Memorandum: Defendant appeals from a judgment convicting him after a jury trial of two counts of murder in the first degree (Penal Law § 125.27 [1] [a] [vii]; [b]) and one count of criminal possession of a weapon in the third degree (§ 265.02 [1]), and sentencing him to concurrent terms of imprisonment, the longest of which is life imprisonment without parole. Defendant contends that the evidence is legally insufficient to support the conviction of either count of murder because there is insufficient evidence of intent, forcible rape and forcible sodomy (see § 125.27 [1] [a] [vii]). We reject that contention. The version of defendant that the victim engaged in consensual sex and that defendant lacked the requisite intent contained unexplained contradictions and was inconsistent with the physical evidence presented at trial. We conclude that there is a “valid line of reasoning and permissible inferences which [would] lead a rational person to the conclusion reached by the jury on the basis of the evidence at trial * * * and as a matter of law satisfy the proof and burden requirements for every element of the crime [s] charged” (People v Bleakley, 69 NY2d 490, 495).

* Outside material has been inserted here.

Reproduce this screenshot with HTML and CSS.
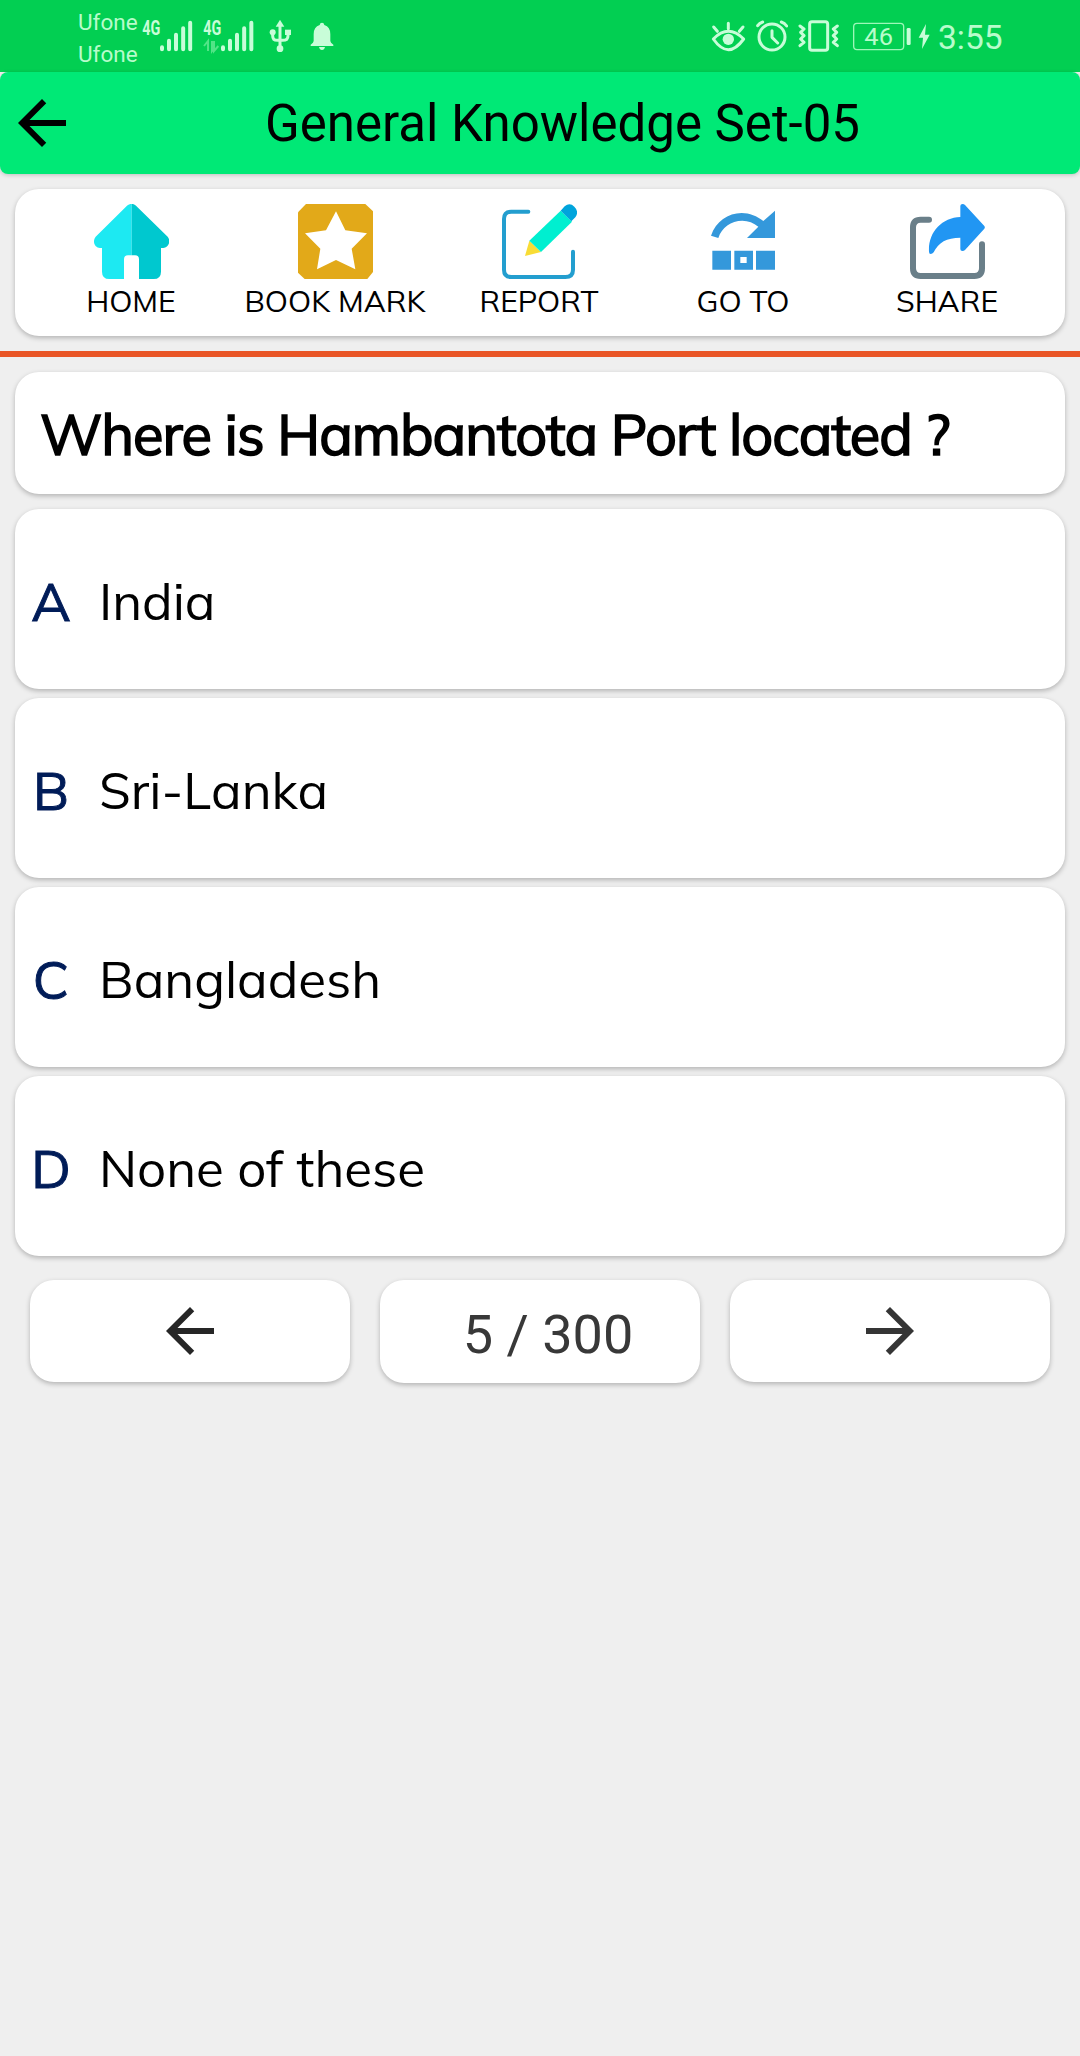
FILE: index.html
```html
<!DOCTYPE html>
<html lang="en">
<head>
  <meta charset="UTF-8">
  <meta name="viewport" content="width=device-width, initial-scale=1.0">
  <link rel="stylesheet" href="styles.css">
  <title>General Knowledge Set-05</title>
</head>
<body>
  <!-- Status bar -->
  <div class="status-bar">
    <div class="carrier">
      <span>Ufone</span>
      <span>Ufone</span>
    </div>
    <svg class="signal" width="52" height="36" viewBox="426 54 156 108">
      <text class="net" x="427" y="104" textLength="54" lengthAdjust="spacingAndGlyphs">4G</text>
      <path class="bars" d="M486 142v6M507 122v26M528 104v44M549.500 85v63M570.500 68v80"/>
    </svg>
    <svg class="signal-two" width="54" height="36" viewBox="606 54 162 108">
      <text class="net" x="610" y="104" textLength="54" lengthAdjust="spacingAndGlyphs">4G</text>
      <path class="data" d="M612 138l12-15v30M636 123v30l6-8M642 123v30l13-15"/>
      <path class="bars" d="M669 142v6M690 122v26M711 104v44M732.500 85v63M754 68v80"/>
    </svg>
    <svg class="usb" width="24" height="36" viewBox="804 54 72 108">
      <path class="line" d="M840 72v72M818 97v10q0 14 14 14h16q16 0 16-14v-10"/>
      <path class="fill" d="M840 59l13 21h-26z"/>
      <circle class="fill" cx="818" cy="97" r="9"/>
      <circle class="fill" cx="840" cy="146" r="10"/>
      <path class="fill" d="M855 89h18v16h-18z"/>
    </svg>
    <svg class="bell" width="24" height="36" viewBox="930 54 72 108">
      <path class="fill" d="M966 68q6 0 7 7 18 5 18 28v20q0 5 9 11v4h-68v-4q9-6 9-11v-20q0-23 18-28 1-7 7-7zM957 141h18q-2 9-9 9t-9-9z"/>
    </svg>

    <div class="status-right">
      <svg class="eye" width="36" height="36" viewBox="60 54 108 108">
        <path class="line" d="M70 117q45-46 91 0-46 64-91 0zM115 70v16M71 81l11 13M159 81l-11 13"/>
        <circle class="fill" cx="115" cy="118" r="17"/>
      </svg>
      <svg class="alarm" width="32" height="36" viewBox="198 54 96 108">
        <circle class="line" cx="246" cy="111" r="39"/>
        <path class="line" d="M246 92v20l17 17M203 77q5-8 15-11M274 66q10 3 16 12"/>
      </svg>
      <svg class="vibrate" width="42" height="36" viewBox="324 54 126 108">
        <rect class="line" x="359" y="65" width="54" height="86" rx="7"/>
        <path class="line" d="M330 78l12 9-10 10 10 10-10 10 10 10-12 10M442 78l-12 9 10 10-10 10 10 10-10 10 12 10"/>
      </svg>
      <svg class="battery" width="60" height="36" viewBox="486 54 180 108">
        <rect class="thin" x="491" y="70" width="150" height="79" rx="10"/>
        <text class="level" x="523" y="134" textLength="86" lengthAdjust="spacingAndGlyphs">46</text>
        <rect class="fill" x="650" y="84" width="12" height="51" rx="4"/>
      </svg>
      <svg class="bolt" width="14" height="36" viewBox="681 54 42 108">
        <path class="fill" d="M708 72l-22 41h13l-3 34 23-43h-14z"/>
      </svg>
      <span class="clock">3:55</span>
    </div>
  </div>

  <header class="app-bar">
    <svg class="arrow" viewBox="0 0 24 24"><path d="M20 11H7.830l5.590-5.590L12 4l-8 8 8 8 1.410-1.410L7.830 13H20z"/></svg>
    <h1>General Knowledge Set-05</h1>
  </header>

  <nav class="card tools">
    <div class="tool">
      <svg viewBox="0 0 225 225">
        <path fill="#1de9f2" d="M113 0C107 0 103 2 99 5L5 98C-6 112 2 132 18 132H24V203Q24 225 46 225H90V166Q90 154 102 154H113Z"/>
        <path fill="#00c8cf" d="M113 0C119 0 122 2 126 5L221 98C232 112 223 132 208 132H201V203Q201 225 179 225H135V166Q135 154 123 154H113Z"/>
      </svg>
      <span>HOME</span>
    </div>
    <div class="tool">
      <svg viewBox="0 0 225 225">
        <path fill="#e2a919" d="M24 0H202L225 22V204L208 225H20L0 206V25Z"/>
        <path fill="#fff" d="M114 22L142 79L207 88L161 134L172 196L114 168L57 196L67 134L21 88L84 79Z"/>
      </svg>
      <span>BOOK MARK</span>
    </div>
    <div class="tool">
      <svg viewBox="0 0 225 225">
        <path fill="none" stroke="#239ecf" stroke-width="12" stroke-linecap="round" d="M79 23H28Q6 23 6 45V197Q6 219 28 219H190Q213 219 213 197V143"/>
        <path fill="#f8dc35" d="M69 156L82 110L117 144Z"/>
        <path fill="#00efd0" d="M82 110L176 20L210 53L117 144Z"/>
        <path fill="#00a4dc" d="M176 20L188 7Q203-6 217 8Q232 23 220 40L208 52Z"/>
      </svg>
      <span>REPORT</span>
    </div>
    <div class="tool">
      <svg viewBox="0 0 225 225">
        <path fill="#3498db" d="M15 95C30 52 66 27 107 27C131 27 153 36 172 51L207 20V102H123L157 68C143 56 127 50 109 50C75 50 47 70 37 102Z"/>
        <path fill="#3498db" fill-rule="evenodd" d="M19 140H75V197H19ZM85 140H141V197H85ZM103 159V177H122V159ZM150 140H207V197H150Z"/>
      </svg>
      <span>GO TO</span>
    </div>
    <div class="tool">
      <svg viewBox="0 0 225 225">
        <path fill="none" stroke="#6a7f89" stroke-width="18" stroke-linecap="round" d="M57 47H32Q9 47 9 70V193Q9 216 32 216H193Q216 216 216 193V121"/>
        <path fill="#2196f3" d="M151 6Q151 0 158 0Q162 0 165 3L223 66Q226 70 223 74L165 138Q162 141 157 141Q151 141 151 135V101C110 101 85 115 71 145Q67 150 62 150Q57 150 57 143C54 85 95 41 151 39Z"/>
      </svg>
      <span>SHARE</span>
    </div>
  </nav>

  <div class="divider"></div>

  <div class="card question">
    <h2>Where is Hambantota Port located ?</h2>
  </div>

  <div class="options">
    <div class="card option">
      <span class="letter">A</span>
      <span class="answer">India</span>
    </div>
    <div class="card option">
      <span class="letter">B</span>
      <span class="answer">Sri-Lanka</span>
    </div>
    <div class="card option">
      <span class="letter">C</span>
      <span class="answer">Bangladesh</span>
    </div>
    <div class="card option">
      <span class="letter">D</span>
      <span class="answer">None of these</span>
    </div>
  </div>

  <!-- Pager -->
  <div class="pager">
    <div class="card page-btn">
      <svg class="arrow prev" viewBox="0 0 24 24"><path d="M20 11H7.830l5.590-5.590L12 4l-8 8 8 8 1.410-1.410L7.830 13H20z"/></svg>
    </div>
    <div class="card page-btn count">5 / 300</div>
    <div class="card page-btn">
      <svg class="arrow next" viewBox="0 0 24 24"><path d="M4 11h12.170l-5.590-5.590L12 4l8 8-8 8-1.410-1.410L16.170 13H4z"/></svg>
    </div>
  </div>
</body>
</html>
```

FILE: styles.css
```css
* {
  margin: 0;
  padding: 0;
  box-sizing: border-box;
}

body {
  background-color: #efefef;
  font-family: Muli, Mulish, Lato, sans-serif;
  color: #000;
  min-height: 100vh;
}

svg {
  display: block;
  flex-shrink: 0;
}

/* status bar */
.status-bar {
  display: flex;
  align-items: center;
  height: 72px;
  padding: 0 77px 0 78px;
  background-color: #02cf52;
  color: #b8fccb;
  font-family: Roboto, sans-serif;
}

.carrier {
  display: flex;
  flex-direction: column;
  width: 60px;
  font-size: 22.5px;
  line-height: 32px;
  padding-top: 4px;
}

.signal {
  margin-left: 4px;
}

.signal-two {
  margin-left: 8px;
}

.usb {
  margin-left: 12px;
}

.bell {
  margin-left: 18px;
}

.fill {
  fill: #c8fdd8;
}

.line {
  fill: none;
  stroke: #c8fdd8;
  stroke-width: 9;
  stroke-linecap: round;
  stroke-linejoin: round;
}

.thin {
  fill: none;
  stroke: #9df7b8;
  stroke-width: 4;
}

.bars {
  stroke: #c8fdd8;
  stroke-width: 12;
  stroke-linecap: round;
}

.data {
  fill: none;
  stroke: #52e486;
  stroke-width: 6;
}

.net {
  fill: #c8fdd8;
  font: bold 58px Roboto, sans-serif;
}

.level {
  fill: #b8fccb;
  font: 74px Roboto, sans-serif;
}

.status-right {
  display: flex;
  align-items: center;
  margin-left: auto;
}

.alarm,
.vibrate {
  margin-left: 10px;
}

.battery {
  margin-left: 12px;
}

.bolt {
  margin-left: 5px;
}

.clock {
  width: 65px;
  margin-left: 7px;
  font-size: 33.5px;
  line-height: 36px;
  padding-top: 3px;
}

/* title bar */
.app-bar {
  display: flex;
  align-items: center;
  height: 102px;
  padding: 0 33px 0 6px;
  background-color: #00e976;
  border-radius: 8px;
  box-shadow: 0 1px 4px rgba(0, 0, 0, 0.2);
}

.app-bar h1 {
  flex: 1;
  text-align: center;
  font: 51px Roboto, sans-serif;
  white-space: nowrap;
}

.arrow {
  width: 72px;
  height: 72px;
}

.prev {
  fill: #262626;
}

.next {
  fill: #353535;
}

.card {
  background-color: #fff;
  border-radius: 24px;
  box-shadow: 0 2px 5px rgba(0, 0, 0, 0.25);
}

/* toolbar */
.tools {
  display: flex;
  height: 147px;
  margin: 15px 15px;
  padding: 15px 15px 0 14px;
}

.tool {
  display: flex;
  flex-direction: column;
  align-items: center;
  width: 204px;
}

.tool svg {
  width: 75px;
  height: 75px;
}

.tool span {
  margin-top: 4px;
  font-size: 30px;
  line-height: 36px;
  white-space: nowrap;
}

.divider {
  height: 6px;
  background-color: #e95526;
}

/* question and answers */
.question {
  display: flex;
  align-items: center;
  height: 122px;
  margin: 15px 15px;
  padding: 2px 0 0 25px;
}

.question h2 {
  font-size: 56px;
  font-weight: normal;
  letter-spacing: -1px;
  white-space: nowrap;
  -webkit-text-stroke: 1.6px #000;
}

.options {
  display: flex;
  flex-direction: column;
  gap: 9px;
  margin: 0 15px;
}

.option {
  display: flex;
  align-items: center;
  height: 180px;
  padding: 3px 0 0 6px;
}

.letter {
  width: 60px;
  text-align: center;
  color: #001c58;
  font-size: 53px;
  -webkit-text-stroke: 1px #001c58;
}

.answer {
  margin-left: 18px;
  font-size: 51px;
  white-space: nowrap;
}

/* pager */
.pager {
  display: flex;
  gap: 30px;
  margin: 24px 30px 0;
}

.page-btn {
  display: flex;
  width: 320px;
  align-items: center;
  justify-content: center;
  height: 102px;
}

.count {
  height: 103px;
  padding: 6px 0 0 16px;
  color: #383838;
  font: 54px Roboto, sans-serif;
}
```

Defendant further contends that he was deprived of a fair trial by prosecutorial misconduct. Many of the alleged instances of misconduct are not preserved for our review (see CPL 470.05 [2]), and we conclude that the alleged misconduct was not so egregious that defendant was thereby deprived of his right to a fair trial (see People v Rubin, 101 AD2d 71, 77, lv denied 63 NY2d 711; see generally People v Galloway, 54 NY2d 396, 401). The sentence is not unduly harsh or severe. Present—Pine, J.P., Wisner, Kehoe, Burns and Lawton, JJ.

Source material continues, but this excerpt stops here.